Douglas Draycott QC prosecuting said: “It is believed the defendants originally intended to break in through the window and steal the valuable securities while staff were taking a tea break in the upstairs canteen in the early hours of the Monday morning. But because it was so cold outside they decided to go into the sorting office rather than wait.”

One of the raiders smashed a canteen window, released the catch on the inside and let in his accomplices. The six men then went down a flight of stairs to the sorting area and burst in on a pre-arranged signal. William Hughes, who was carrying the loaded Smith and Wesson, made straight for John Badger, threw him to the ground and pointed the pistol directly at his temple, while other members of the gang tried to overpower the remaining employees.

At this point, the police broke cover and in the melee that followed Thomas Smith was shot in the shoulder when the broom handle he was carrying was mistaken for a shotgun.

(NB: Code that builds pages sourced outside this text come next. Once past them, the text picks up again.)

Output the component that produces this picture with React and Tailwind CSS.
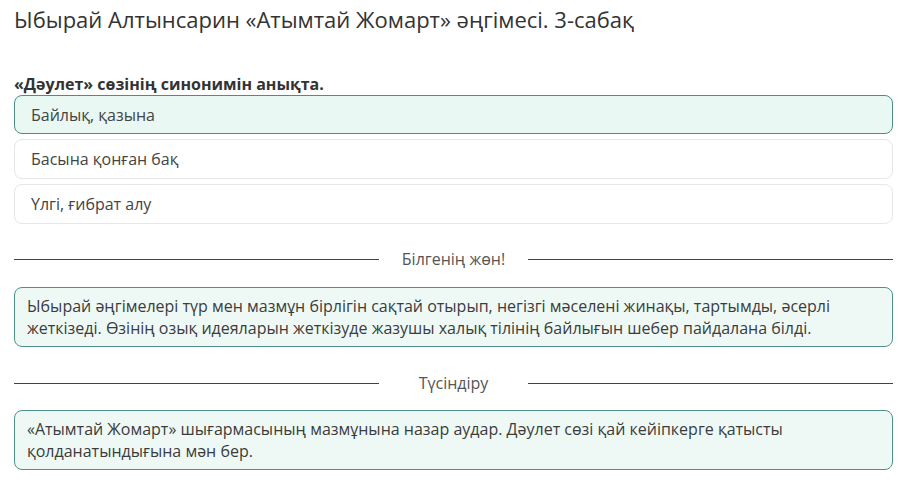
import React from "react";

const options = [
  { text: "Байлық, қазына", correct: true },
  { text: "Басына қонған бақ", correct: false },
  { text: "Үлгі, ғибрат алу", correct: false },
];

function Divider({ label }) {
  return (
    <div className="flex items-center">
      <div className="flex-1 h-px bg-[#444]" />
      <div className="w-[149px] text-center text-[16px] leading-[24px] text-[#555]">{label}</div>
      <div className="flex-1 h-px bg-[#444]" />
    </div>
  );
}

function InfoBox({ children }) {
  return (
    <div className="border border-[#4f918a] bg-[#eef9f6] rounded-lg pl-[12px] pr-4 pt-[7px] pb-[7px] text-[16px] leading-[22px] text-[#3c3c3c]">
      {children}
    </div>
  );
}

export default function App() {
  return (
    <div className="min-h-screen bg-white pl-[14px] pr-[12px] pt-[4px] font-['Open_Sans',sans-serif] text-[#333]">
      <h1 className="text-[22px] leading-[30px] text-[#333]">
        Ыбырай Алтынсарин «Атымтай Жомарт» әңгімесі. 3-сабақ
      </h1>

      <div className="mt-[40px] text-[16px] leading-[20px] font-bold text-[#333]">
        «Дәулет» сөзінің синонимін анықта.
      </div>

      <div className="flex flex-col gap-[5px] mt-[1px]">
        {options.map((o, i) => (
          <div
            key={o.text}
            className={
              o.correct
                ? "h-[39px] flex items-center pl-4 rounded-lg border border-[#4f8c84] bg-[#eaf8f3] text-[16px] text-[#444]"
                : "h-[40px] flex items-center pl-4 rounded-lg border border-[#e6e6e6] bg-white text-[16px] text-[#444]"
            }
          >
            {o.text}
          </div>
        ))}
      </div>

      <div className="mt-[23px]">
        <Divider label="Білгенің жөн!" />
      </div>

      <div className="mt-[16px]">
        <InfoBox>
          Ыбырай әңгімелері түр мен мазмұн бірлігін сақтай отырып, негізгі мәселені жинақы, тартымды, әсерлі
          <br />
          жеткізеді. Өзінің озық идеяларын жеткізуде жазушы халық тілінің байлығын шебер пайдалана білді.
        </InfoBox>
      </div>

      <div className="mt-[24px]">
        <Divider label="Түсіндіру" />
      </div>

      <div className="mt-[15px]">
        <InfoBox>
          «Атымтай Жомарт» шығармасының мазмұнына назар аудар. Дәулет сөзі қай кейіпкерге қатысты
          <br />
          қолданатындығына мән бер.
        </InfoBox>
      </div>
    </div>
  );
}
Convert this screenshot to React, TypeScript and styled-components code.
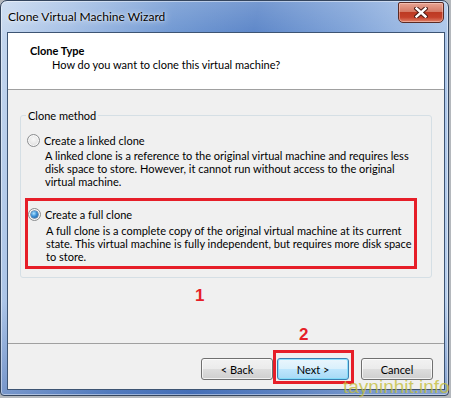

The gang all pleaded guilty to aggravated burglary and received jail terms totalling 50 years. In echoes of another crime/comedy series of the time, Porridge, the judge told them : ”You have all got long criminal records and I doubt if a long sentence will deter you from your wicked ways.”

While Thomas Smith came up with the Norman Stanley Fletcher line: “Well, I can hardly say I was going to post a letter, can I?”